One Democrat targeted for extinction is none too worried about what the future may bring:
U.S. Rep. Charlie Stenholm, D-Abilene, said he remains optimistic that the plan will die in the state Senate. But even if it doesn't, he'll try for a 14th term, he said. The map filed Tuesday night pitted him against a freshman Republican, Randy Neugebauer of Lubbock, in a district where the GOP statewide slate drew nearly seven in 10 votes, though Mr. Stenholm has long managed to cling to political life in Republican territory.
"That's what you have elections for," he said. "I've made it as clear as I could make it that whatever the district, we intend to run and we intend to give it the best effort to win. That district would be a rural agricultural district, and we think we would have a 50-50 chance."
The last time a three-judge court redrew Texas congressional districts was in 1996. The three judges then — all appointed by Republican presidents — found three of Texas' 30 congressional districts at the time paid too much attention to race.
They gave then-Gov. George W. Bush a chance to call a special session to draw the districts. He refused. So the judges drew new lines for those three districts.

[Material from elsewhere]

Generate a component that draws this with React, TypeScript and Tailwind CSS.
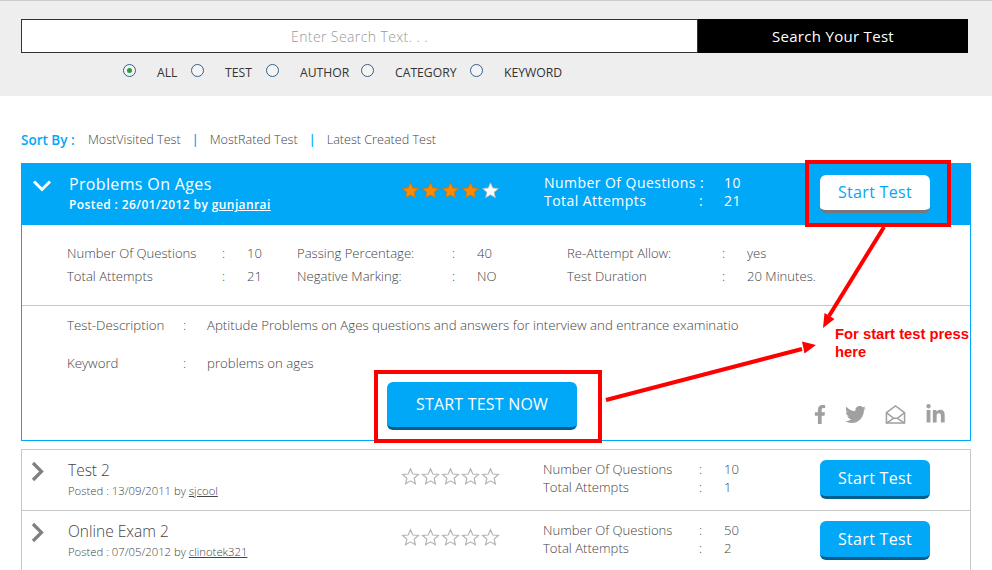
import React from "react";
import { FaFacebookF, FaTwitter, FaLinkedinIn } from "react-icons/fa";

const STAR = "M12 2.2l2.9 6.6 7.1.7-5.4 4.7 1.6 7-6.2-3.7-6.2 3.7 1.6-7L2 9.5l7.1-.7z";

function Stars({ filled, onBlue }: { filled: number; onBlue?: boolean }) {
  return (
    <div className="flex gap-[1px]">
      {[0, 1, 2, 3, 4].map((i) => {
        const on = i < filled;
        return (
          <svg key={i} viewBox="0 0 24 24" className="w-[19px] h-[19px]">
            <path
              d={STAR}
              fill={on ? "#ff8a00" : "#ffffff"}
              stroke={on ? "#d97400" : "#b5b5b5"}
              strokeWidth={onBlue ? 1 : 1.5}
            />
          </svg>
        );
      })}
    </div>
  );
}

function Chevron({ down }: { down?: boolean }) {
  return down ? (
    <svg viewBox="0 0 20 14" className="w-[20px] h-[14px]">
      <path d="M2 2.5l8 8 8-8" fill="none" stroke="#ffffff" strokeWidth="3" />
    </svg>
  ) : (
    <svg viewBox="0 0 14 21" className="w-[14px] h-[21px]">
      <path d="M2 2l8.500 8.500-8.500 8.500" fill="none" stroke="#808080" strokeWidth="3.2" />
    </svg>
  );
}

function Stats({ q, a }: { q: string; a: string }) {
  return (
    <div className="grid grid-cols-[156px_25px_auto] text-[13.1px] leading-[18px] font-light text-[#444]">
      <span>Number Of Questions</span>
      <span>:</span>
      <span>{q}</span>
      <span>Total Attempts</span>
      <span>:</span>
      <span>{a}</span>
    </div>
  );
}

function Row({ title, date, by, q, a }: { title: string; date: string; by: string; q: string; a: string }) {
  return (
    <div className="grid grid-cols-[46px_333px_142px_277px_110px] h-[61px] border-b border-[#c8c8c8] last:border-b-0">
      <div className="pt-[11px] pl-[9px]">
        <Chevron />
      </div>
      <div className="pt-[9px]">
        <div className="text-[15.5px] leading-[22px] font-light text-[#444]">{title}</div>
        <div className="text-[11.3px] leading-[16px] mt-[2px] font-light text-[#444]">
          Posted : {date} by <span className="underline">{by}</span>
        </div>
      </div>
      <div className="pt-[17px]">
        <Stars filled={0} />
      </div>
      <div className="pt-[10px]">
        <Stats q={q} a={a} />
      </div>
      <div className="pt-[10px]">
        <button className="w-[110px] h-[39px] pb-[1px] rounded-[6px] bg-[#00a8f7] border-b-[3px] border-[#005f8f] text-white text-[16px] tracking-[0.3px]">
          Start Test
        </button>
      </div>
    </div>
  );
}

function Detail({ label, value }: { label: string; value: string }) {
  return (
    <div className="flex">
      <span className="w-[155px]">{label}</span>
      <span className="w-[25px]">:</span>
      <span>{value}</span>
    </div>
  );
}

function Radio({ label, checked, w }: { label: string; checked?: boolean; w: string }) {
  return (
    <div className={`flex items-center ${w}`}>
      <span className="w-[13px] h-[13px] rounded-full border border-[#34608c] bg-[#f4f4f4] flex items-center justify-center mr-[21px] -mt-[5px]">
        {checked && <span className="w-[5px] h-[5px] rounded-full bg-[#2c9b3c]" />}
      </span>
      <span className="text-[12.2px] text-[#333] leading-[16px]">{label}</span>
    </div>
  );
}

export default function App() {
  return (
    <div className="relative w-[992px] h-[570px] overflow-hidden bg-white text-[#444] font-['Open_Sans',sans-serif]">
      <div className="h-[96px] border-t border-[#cccccc] bg-[#eeeeee] pt-[18px] px-[21px]">
        <div className="flex w-[947px] h-[34px]">
          <div className="w-[677px] border border-[#333] bg-white flex items-center justify-center text-[14px] font-light text-[#999]">
            <span className="tracking-[0.4px]">Enter Search Text. . .</span>
          </div>
          <button className="flex-1 bg-black text-white text-[15px] tracking-[0.3px]">Search Your Test</button>
        </div>
        <div className="flex pl-[102px] mt-[12px]">
          <Radio label="ALL" checked w="w-[68px]" />
          <Radio label="TEST" w="w-[75px]" />
          <Radio label="AUTHOR" w="w-[95px]" />
          <Radio label="CATEGORY" w="w-[109px]" />
          <Radio label="KEYWORD" w="w-[120px]" />
        </div>
      </div>

      <div className="px-[21px]">
        <div className="flex items-center h-[18px] mt-[35px] text-[12.6px] font-light">
          <span className="w-[67px] text-[13.5px] text-[#00a8f7] font-semibold whitespace-nowrap">Sort By :</span>
          <span>MostVisited Test</span>
          <span className="w-[29px] text-center font-semibold text-[#00a8f7]">|</span>
          <span>MostRated Test</span>
          <span className="w-[29px] text-center font-semibold text-[#00a8f7]">|</span>
          <span>Latest Created Test</span>
        </div>

        <div className="w-[950px] h-[278px] mt-[14px] border border-[#00a8f7]">
          <div className="grid grid-cols-[47px_332px_143px_276px_110px] h-[61px] bg-[#00a8f7] text-white">
            <div className="pt-[15px] pl-[10px]">
              <Chevron down />
            </div>
            <div className="pt-[9px]">
              <div className="text-[16px] leading-[22px] tracking-[0.35px]">Problems On Ages</div>
              <div className="text-[12px] leading-[16px] mt-[2px] font-semibold tracking-[0.4px]">
                Posted : 26/01/2012 by <span className="underline">gunjanrai</span>
              </div>
            </div>
            <div className="pt-[17px]">
              <Stars filled={4} onBlue />
            </div>
            <div className="pt-[10px]">
              <div className="grid grid-cols-[155px_25px_auto] text-[14px] leading-[18px] font-medium tracking-[0.45px]">
                <span className="whitespace-nowrap">Number Of Questions :</span>
                <span />
                <span>10</span>
                <span>Total Attempts</span>
                <span>:</span>
                <span>21</span>
              </div>
            </div>
            <div className="pt-[11px]">
              <button className="w-[110px] h-[38px] pb-[2px] rounded-[6px] bg-white border-b-[3px] border-[#777] text-[#00a8f7] text-[16px] tracking-[0.3px]">
                Start Test
              </button>
            </div>
          </div>

          <div className="h-[81px] border-b border-[#c8c8c8] pl-[45px] pt-[17px] flex text-[13.1px] font-light leading-[23px]">
            <div className="w-[230px]">
              <Detail label="Number Of Questions" value="10" />
              <Detail label="Total Attempts" value="21" />
            </div>
            <div className="w-[270px]">
              <Detail label="Passing Percentage:" value="40" />
              <Detail label="Negative Marking:" value="NO" />
            </div>
            <div>
              <Detail label="Re-Attempt Allow:" value="yes" />
              <Detail label="Test Duration" value="20 Minutes." />
            </div>
          </div>

          <div className="relative pl-[45px] pt-[10px] text-[13.25px] font-light">
            <div className="flex h-[18px] leading-[18px]">
              <span className="w-[116px]">Test-Description</span>
              <span className="w-[24px]">:</span>
              <span className="whitespace-nowrap">
                Aptitude Problems on Ages questions and answers for interview and entrance examinatio
              </span>
            </div>
            <div className="flex h-[18px] leading-[18px] mt-[20px]">
              <span className="w-[116px]">Keyword</span>
              <span className="w-[24px]">:</span>
              <span>problems on ages</span>
            </div>
            <button className="block ml-[320px] mt-[10px] w-[190px] h-[48px] pb-[1px] rounded-[6px] bg-[#00a8f7] border-b-[3px] border-[#005f8f] text-white text-[16px] font-normal tracking-[0.2px]">
              START TEST NOW
            </button>
            <div className="absolute left-[792px] top-[98px] flex items-center gap-[19px] text-[#a0a0a0] text-[21px]">
              <FaFacebookF className="w-[12px]" />
              <FaTwitter />
              <svg viewBox="0 0 22 22" className="w-[21px] h-[21px]" fill="none" stroke="#a0a0a0" strokeWidth="1.6">
                <path d="M1.500 9L11 2l9.500 7v11h-19z" />
                <path d="M1.500 9l7.500 6h4l7.500-6" />
                <path d="M1.500 20l7.500-5M20.500 20l-7.500-5" />
              </svg>
              <FaLinkedinIn />
            </div>
          </div>
        </div>

        <div className="w-[950px] mt-[8px] border border-[#c8c8c8] border-b-0">
          <Row title="Test 2" date="13/09/2011" by="sjcool" q="10" a="1" />
          <Row title="Online Exam 2" date="07/05/2012" by="clinotek321" q="50" a="2" />
        </div>
      </div>

      {/* annotations over the page */}
      <div className="absolute left-[805px] top-[160px] w-[146px] h-[67px] border-[4px] border-[#ff0000]" />
      <div className="absolute left-[374px] top-[370px] w-[228px] h-[73px] border-[4px] border-[#ff0000]" />
      <svg className="absolute left-0 top-0 w-[992px] h-[570px] pointer-events-none" viewBox="0 0 992 570">
        <path d="M884 227L829 316" stroke="#ff0000" strokeWidth="4" fill="none" />
        <path d="M823 328l1.500-15 10 6z" fill="#ff0000" />
        <path d="M606 400L802 349" stroke="#ff0000" strokeWidth="4" fill="none" />
        <path d="M816 345l-14-3.500 2.500 12z" fill="#ff0000" />
      </svg>
      <div className="absolute left-[835px] top-[325px] text-[14.8px] leading-[18px] font-bold text-[#ff0000] font-['Liberation_Sans',sans-serif] whitespace-nowrap">
        For start test press
        <br />
        here
      </div>
    </div>
  );
}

They did so over the objections of then-Speaker Laney and then-Lt. Gov. Bob Bullock, the Democrat who presided over the Texas Senate.

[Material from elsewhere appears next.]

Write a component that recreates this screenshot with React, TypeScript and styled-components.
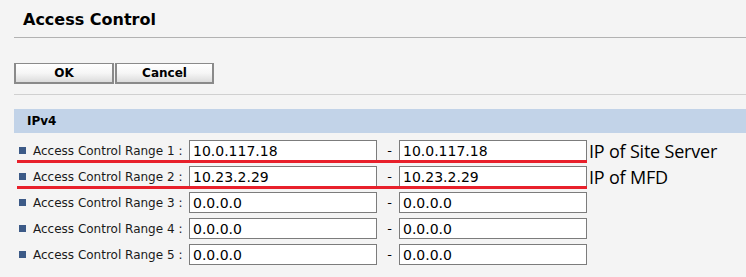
import React from 'react';
import styled, { createGlobalStyle } from 'styled-components';

const ranges = [
    { from: '10.0.117.18', to: '10.0.117.18', note: 'IP of Site Server', marked: true },
    { from: '10.23.2.29', to: '10.23.2.29', note: 'IP of MFD', marked: true },
    { from: '0.0.0.0', to: '0.0.0.0' },
    { from: '0.0.0.0', to: '0.0.0.0' },
    { from: '0.0.0.0', to: '0.0.0.0' },
];

const GlobalStyle = createGlobalStyle`
    html, body {
        margin: 0;
        padding: 0;
        background: #f4f4f4;
    }
    body {
        font-family: 'DejaVu Sans', Verdana, sans-serif;
        color: #000;
    }
`;

export default function App() {
    return (
        <>
            <GlobalStyle />
            <Page>
                <Header>
                    <Title>Access Control</Title>
                </Header>
                <ButtonBar>
                    <FormButton>OK</FormButton>
                    <FormButton>Cancel</FormButton>
                </ButtonBar>
                <SectionHead>IPv4</SectionHead>
                <Rows>
                    {ranges.map((r, i) => (
                        <Row key={i} $marked={!!r.marked}>
                            <Bullet />
                            <Label>Access Control Range {i + 1} :</Label>
                            <AddressInput readOnly value={r.from} />
                            <Dash>-</Dash>
                            <AddressInput readOnly value={r.to} />
                            {r.note && <Note>{r.note}</Note>}
                        </Row>
                    ))}
                </Rows>
            </Page>
        </>
    );
}

const Page = styled.div`
    padding-left: 14px;
    min-height: 277px;
    box-sizing: border-box;
`;
const Header = styled.div`
    height: 38px;
    box-sizing: border-box;
    padding: 10px 0 0 9px;
    border-bottom: 1px solid #b2b2b2;
`;
const Title = styled.h1`
    margin: 0;
    font-size: 16px;
    font-weight: bold;
    line-height: 20px;
`;
const ButtonBar = styled.div`
    display: flex;
    padding: 25px 0 10px;
    border-bottom: 1px solid #d0d0d0;
`;
const FormButton = styled.button`
    width: 100px;
    height: 21px;
    margin: 0 1px 0 0;
    padding: 0;
    box-sizing: border-box;
    border: 2px solid #8a8a8a;
    border-top-width: 1px;
    background: linear-gradient(#ffffff 0%, #f6f6f6 50%, #dcdcdc 100%);
    font-family: 'DejaVu Sans', Verdana, sans-serif;
    font-size: 12px;
    font-weight: bold;
    color: #000;
    &:last-child {
        width: 99px;
    }
`;
const SectionHead = styled.div`
    margin-top: 14px;
    height: 24px;
    line-height: 24px;
    padding-left: 13px;
    background: #c2d3e8;
    font-size: 12px;
    font-weight: bold;
`;
const Rows = styled.div`
    display: flex;
    flex-direction: column;
    gap: 5px;
    padding-top: 7px;
`;
const Row = styled.div<{ $marked: boolean }>`
    position: relative;
    display: flex;
    align-items: center;
    height: 21px;
    &::after {
        content: '';
        display: ${(p) => (p.$marked ? 'block' : 'none')};
        position: absolute;
        left: 3px;
        width: 570px;
        bottom: -2px;
        height: 3px;
        background: #e8202b;
    }
`;
const Bullet = styled.span`
    width: 7px;
    height: 7px;
    margin: 0 7px 0 5px;
    background: #3c5a87;
    flex: none;
`;
const Label = styled.span`
    width: 156px;
    font-size: 12px;
    color: #1a1a1a;
    white-space: nowrap;
`;
const AddressInput = styled.input`
    width: 188px;
    height: 21px;
    box-sizing: border-box;
    margin: 0;
    padding: 0 3px;
    border: 1px solid #7c7c7c;
    background: #fff;
    font-family: 'DejaVu Sans', Verdana, sans-serif;
    font-size: 14px;
    color: #000;
    outline: none;
`;
const Dash = styled.span`
    width: 22px;
    padding-left: 3px;
    box-sizing: border-box;
    text-align: center;
    font-size: 13px;
`;
const Note = styled.span`
    margin-left: 2px;
    font-family: 'Open Sans', 'Noto Sans', sans-serif;
    font-size: 18px;
    letter-spacing: -0.2px;
    white-space: nowrap;
`;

The ripple from the three districts affected 10 others. The judges decreed that in those 13 districts, filing would reopen for special elections to be held with the Nov. 5 general election.
Bush later said he thought the court had done as good a job as was possible. But Laney thought they should have waited and let the Legislature do it.
"I still maintain redistricting is a legislative duty," said Laney — almost seven years before he joined 50 other Democrats on the lam, in what may turn out to have been a futile effort to keep the Legislature from redrawing the court's map.